The bluetooth speaker is a Tinchy Stryder that I picked up out of a basement bargain bin for £20 and it's actually not to bad, for the garden or sunbeds on holidays.


----------



## William_Wilson (May 21, 2007)

Kutusov said:


> Yeh, you mentioned those SSD as something that makes a lot of difference before, had forgotten about that. Was also wondering about those LCD TVs, I see them bigger and cheaper than some PC screens...
> 
> I'll try to go point by point here... I went to that pcspecialist link and this is what their wizard gave me as to their recomendations:
> 
> ...


 A few points about this system to consider...

1) SSD is a key feature to any modern system and a 240gb is fairly cheap and can be combined with a really cheap external USB HDD for less important storage.
2) Sound card isn't as important if you are using digital audio through HDMI, otherwise it does not appear to have an S/PDIF connector on the motherboard, so you are limited to the less feature rich Realtek drivers.
3) Intel video isn't too bad these days and does a great job with video playback.

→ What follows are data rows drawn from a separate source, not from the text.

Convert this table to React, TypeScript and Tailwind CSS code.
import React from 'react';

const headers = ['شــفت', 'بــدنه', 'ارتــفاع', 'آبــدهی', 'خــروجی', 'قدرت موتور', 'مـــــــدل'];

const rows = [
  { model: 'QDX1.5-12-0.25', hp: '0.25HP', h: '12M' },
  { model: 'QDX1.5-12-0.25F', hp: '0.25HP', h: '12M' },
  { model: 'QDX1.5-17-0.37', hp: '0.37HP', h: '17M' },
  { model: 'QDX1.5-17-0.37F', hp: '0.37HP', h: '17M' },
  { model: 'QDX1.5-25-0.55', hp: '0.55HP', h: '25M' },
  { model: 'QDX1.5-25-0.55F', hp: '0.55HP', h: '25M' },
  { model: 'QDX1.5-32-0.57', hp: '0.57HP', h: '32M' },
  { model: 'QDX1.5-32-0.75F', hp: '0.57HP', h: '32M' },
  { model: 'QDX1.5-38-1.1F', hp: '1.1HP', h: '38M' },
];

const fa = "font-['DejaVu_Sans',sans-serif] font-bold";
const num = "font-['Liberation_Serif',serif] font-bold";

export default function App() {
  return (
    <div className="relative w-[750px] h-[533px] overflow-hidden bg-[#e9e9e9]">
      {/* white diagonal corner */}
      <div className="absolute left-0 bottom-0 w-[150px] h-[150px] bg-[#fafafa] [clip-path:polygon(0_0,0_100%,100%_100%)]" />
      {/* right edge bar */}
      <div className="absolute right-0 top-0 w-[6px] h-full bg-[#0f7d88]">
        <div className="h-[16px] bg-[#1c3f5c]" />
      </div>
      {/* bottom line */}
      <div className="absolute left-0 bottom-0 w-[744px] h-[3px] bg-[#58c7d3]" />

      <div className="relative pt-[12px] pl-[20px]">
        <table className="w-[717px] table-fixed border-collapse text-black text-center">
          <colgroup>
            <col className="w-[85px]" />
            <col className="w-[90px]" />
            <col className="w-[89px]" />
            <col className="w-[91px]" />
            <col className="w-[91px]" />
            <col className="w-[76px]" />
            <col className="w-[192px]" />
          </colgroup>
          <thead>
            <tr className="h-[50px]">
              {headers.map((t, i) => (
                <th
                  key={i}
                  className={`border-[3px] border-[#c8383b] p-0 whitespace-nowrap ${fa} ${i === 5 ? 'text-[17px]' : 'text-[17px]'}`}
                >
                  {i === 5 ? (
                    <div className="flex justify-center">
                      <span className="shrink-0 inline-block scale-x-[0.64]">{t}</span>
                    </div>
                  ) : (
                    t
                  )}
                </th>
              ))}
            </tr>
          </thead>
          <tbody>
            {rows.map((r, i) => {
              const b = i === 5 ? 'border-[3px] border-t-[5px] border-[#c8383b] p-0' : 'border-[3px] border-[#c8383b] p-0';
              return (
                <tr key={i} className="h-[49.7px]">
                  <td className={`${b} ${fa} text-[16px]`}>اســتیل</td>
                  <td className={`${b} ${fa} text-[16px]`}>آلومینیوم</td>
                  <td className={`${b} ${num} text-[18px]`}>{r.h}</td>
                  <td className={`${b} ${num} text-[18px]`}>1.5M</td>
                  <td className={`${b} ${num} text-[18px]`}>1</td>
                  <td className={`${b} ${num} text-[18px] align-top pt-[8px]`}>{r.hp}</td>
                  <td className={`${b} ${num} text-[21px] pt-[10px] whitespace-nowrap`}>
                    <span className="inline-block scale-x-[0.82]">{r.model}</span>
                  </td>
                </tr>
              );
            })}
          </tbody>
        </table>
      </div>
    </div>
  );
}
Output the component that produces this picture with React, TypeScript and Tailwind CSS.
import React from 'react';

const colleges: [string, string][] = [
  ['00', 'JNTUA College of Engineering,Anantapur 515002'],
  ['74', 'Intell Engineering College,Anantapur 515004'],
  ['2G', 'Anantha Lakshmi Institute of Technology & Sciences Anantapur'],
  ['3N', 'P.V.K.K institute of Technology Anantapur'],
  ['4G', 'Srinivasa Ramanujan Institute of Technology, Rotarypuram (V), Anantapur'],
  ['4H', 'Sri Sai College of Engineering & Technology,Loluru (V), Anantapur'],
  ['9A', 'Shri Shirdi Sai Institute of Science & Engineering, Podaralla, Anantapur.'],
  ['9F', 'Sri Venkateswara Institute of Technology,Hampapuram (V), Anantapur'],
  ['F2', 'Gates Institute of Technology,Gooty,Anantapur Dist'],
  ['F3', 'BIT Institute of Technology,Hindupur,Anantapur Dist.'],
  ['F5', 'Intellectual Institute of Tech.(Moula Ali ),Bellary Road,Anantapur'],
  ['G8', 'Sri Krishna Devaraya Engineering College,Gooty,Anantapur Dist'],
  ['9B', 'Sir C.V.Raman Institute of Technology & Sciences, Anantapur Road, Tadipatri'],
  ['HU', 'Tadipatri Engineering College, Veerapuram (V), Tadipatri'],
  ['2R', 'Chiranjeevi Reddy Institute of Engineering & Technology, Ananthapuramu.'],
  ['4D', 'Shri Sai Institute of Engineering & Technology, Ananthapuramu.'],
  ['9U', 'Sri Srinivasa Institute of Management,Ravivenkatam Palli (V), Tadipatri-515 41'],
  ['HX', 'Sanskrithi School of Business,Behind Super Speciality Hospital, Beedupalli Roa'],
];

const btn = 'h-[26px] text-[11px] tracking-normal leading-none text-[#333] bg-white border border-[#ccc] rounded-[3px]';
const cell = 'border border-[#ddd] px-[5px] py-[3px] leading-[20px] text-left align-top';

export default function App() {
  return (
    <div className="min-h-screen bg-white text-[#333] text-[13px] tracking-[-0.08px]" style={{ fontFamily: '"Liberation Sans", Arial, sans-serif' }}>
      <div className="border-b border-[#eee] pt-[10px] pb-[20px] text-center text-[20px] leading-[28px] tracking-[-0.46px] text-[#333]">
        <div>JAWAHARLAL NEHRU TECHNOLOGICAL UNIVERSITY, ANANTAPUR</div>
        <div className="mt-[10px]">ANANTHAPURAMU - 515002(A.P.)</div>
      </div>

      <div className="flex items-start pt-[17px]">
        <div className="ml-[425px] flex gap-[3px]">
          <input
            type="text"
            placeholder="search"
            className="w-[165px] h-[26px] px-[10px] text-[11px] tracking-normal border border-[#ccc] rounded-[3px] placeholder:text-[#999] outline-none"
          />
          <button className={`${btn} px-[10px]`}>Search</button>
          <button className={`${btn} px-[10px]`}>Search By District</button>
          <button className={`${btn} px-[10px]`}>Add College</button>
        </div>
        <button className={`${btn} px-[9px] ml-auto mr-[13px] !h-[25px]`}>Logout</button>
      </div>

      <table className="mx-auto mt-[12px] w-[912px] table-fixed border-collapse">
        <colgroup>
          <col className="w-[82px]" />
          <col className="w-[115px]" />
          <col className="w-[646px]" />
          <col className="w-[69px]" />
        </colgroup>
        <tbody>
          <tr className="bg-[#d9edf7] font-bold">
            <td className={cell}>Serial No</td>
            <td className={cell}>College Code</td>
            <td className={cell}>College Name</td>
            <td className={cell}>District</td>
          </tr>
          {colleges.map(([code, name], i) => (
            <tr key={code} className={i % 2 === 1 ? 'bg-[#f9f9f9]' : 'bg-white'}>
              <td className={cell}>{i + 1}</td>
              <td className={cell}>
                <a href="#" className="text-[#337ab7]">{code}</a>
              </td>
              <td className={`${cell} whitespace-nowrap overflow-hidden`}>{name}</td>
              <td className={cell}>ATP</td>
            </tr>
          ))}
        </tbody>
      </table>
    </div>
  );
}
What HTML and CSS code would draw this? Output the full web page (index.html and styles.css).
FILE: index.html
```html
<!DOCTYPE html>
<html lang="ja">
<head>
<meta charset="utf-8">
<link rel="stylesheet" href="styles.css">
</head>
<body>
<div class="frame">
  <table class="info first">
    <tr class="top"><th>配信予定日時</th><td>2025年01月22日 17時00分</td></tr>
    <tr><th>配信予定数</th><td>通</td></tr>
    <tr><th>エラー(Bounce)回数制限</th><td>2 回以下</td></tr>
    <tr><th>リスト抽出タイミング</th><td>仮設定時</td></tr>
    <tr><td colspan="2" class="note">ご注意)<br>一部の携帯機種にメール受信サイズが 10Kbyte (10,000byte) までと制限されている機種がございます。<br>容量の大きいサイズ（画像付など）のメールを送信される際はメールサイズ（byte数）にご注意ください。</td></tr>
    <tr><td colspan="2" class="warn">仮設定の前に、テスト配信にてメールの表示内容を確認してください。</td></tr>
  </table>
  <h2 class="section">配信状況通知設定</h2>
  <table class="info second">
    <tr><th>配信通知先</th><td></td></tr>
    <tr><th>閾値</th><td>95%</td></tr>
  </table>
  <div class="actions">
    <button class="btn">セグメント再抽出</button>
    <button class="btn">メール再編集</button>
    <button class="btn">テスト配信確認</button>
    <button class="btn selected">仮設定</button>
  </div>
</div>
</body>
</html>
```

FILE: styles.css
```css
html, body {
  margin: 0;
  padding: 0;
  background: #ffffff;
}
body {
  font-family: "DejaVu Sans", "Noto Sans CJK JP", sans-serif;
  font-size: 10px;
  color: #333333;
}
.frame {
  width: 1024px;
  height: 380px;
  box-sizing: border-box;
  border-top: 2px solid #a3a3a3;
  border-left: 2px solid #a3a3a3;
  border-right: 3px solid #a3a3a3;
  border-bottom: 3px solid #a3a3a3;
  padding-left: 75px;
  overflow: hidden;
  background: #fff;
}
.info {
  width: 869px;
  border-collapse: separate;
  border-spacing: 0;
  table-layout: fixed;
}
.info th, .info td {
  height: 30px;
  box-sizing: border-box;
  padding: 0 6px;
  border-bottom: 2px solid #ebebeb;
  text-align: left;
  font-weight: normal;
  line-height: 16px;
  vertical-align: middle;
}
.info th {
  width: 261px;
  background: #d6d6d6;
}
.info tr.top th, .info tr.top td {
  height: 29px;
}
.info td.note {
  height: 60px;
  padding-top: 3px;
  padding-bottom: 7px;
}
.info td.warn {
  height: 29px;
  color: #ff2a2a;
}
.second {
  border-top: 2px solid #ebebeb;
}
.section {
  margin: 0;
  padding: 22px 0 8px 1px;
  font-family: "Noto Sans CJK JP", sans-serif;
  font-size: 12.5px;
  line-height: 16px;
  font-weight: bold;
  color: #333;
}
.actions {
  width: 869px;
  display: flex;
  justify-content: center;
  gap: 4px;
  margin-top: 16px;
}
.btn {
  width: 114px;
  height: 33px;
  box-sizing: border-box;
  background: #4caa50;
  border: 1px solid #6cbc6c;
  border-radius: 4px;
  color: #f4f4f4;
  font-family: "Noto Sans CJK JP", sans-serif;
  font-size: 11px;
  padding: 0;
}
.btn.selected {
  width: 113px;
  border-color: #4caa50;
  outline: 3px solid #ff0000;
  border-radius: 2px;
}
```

As far as gaming is concerned, I suspect it will crush what you have been using but you'd be better off with 8 gigs of system ram.
3) If you want a PCIe 3.0 x16 video card you will need a more powerful power supply.

All things considered, there are smaller less expandable systems that are far cheaper and almost as good. There also are slightly more powerful systems for the same sort of money.

Later,
William


----------



## martinzx (Aug 29, 2010)

Kutusov said:


> Nooooo!!! No laptop! Screen is too small - i know I can hook it up to a bigger screen but... they use low power parts because of size and battery size that are more expensive and can't preform as well as the a similar part that doesn't need to be engeneered with those concerns in mind.
> 
> Own one and barely use it! I'll be needing to replace it soon also but it will be replaced by a tablet with keyboard cover. I just need something with a word processor in it and Polaris is fine.
> 
> Thanks Martin! Don't bother yourself, I'm actually quite up to speed with China's sites now... with all the vaping gear being made and sold through there at at least half the price it retails on a really cheap online shop here. I'll go and have a look at Gear Beast and stuff. One thing I was planning already was to learn more about Chinese branded smartphones. All these big companies source production to there but it seems they are now paying the price... Chinese aren't dumb and now that they saw how to make stuff and have the blueprints, I see smartphones and tech stuff being sold that seems as good or better than known brands. I saw one phone from what someone called the "Chinese Apple" which looked just like a Iphone 6 with same specs as flagship phones but 1/3 of the price. And running pure Android like a Nexus. I'm pretty sure the machine comes from the same people that makes stuff for Samsung, LG, etc but then they stamp their own logo.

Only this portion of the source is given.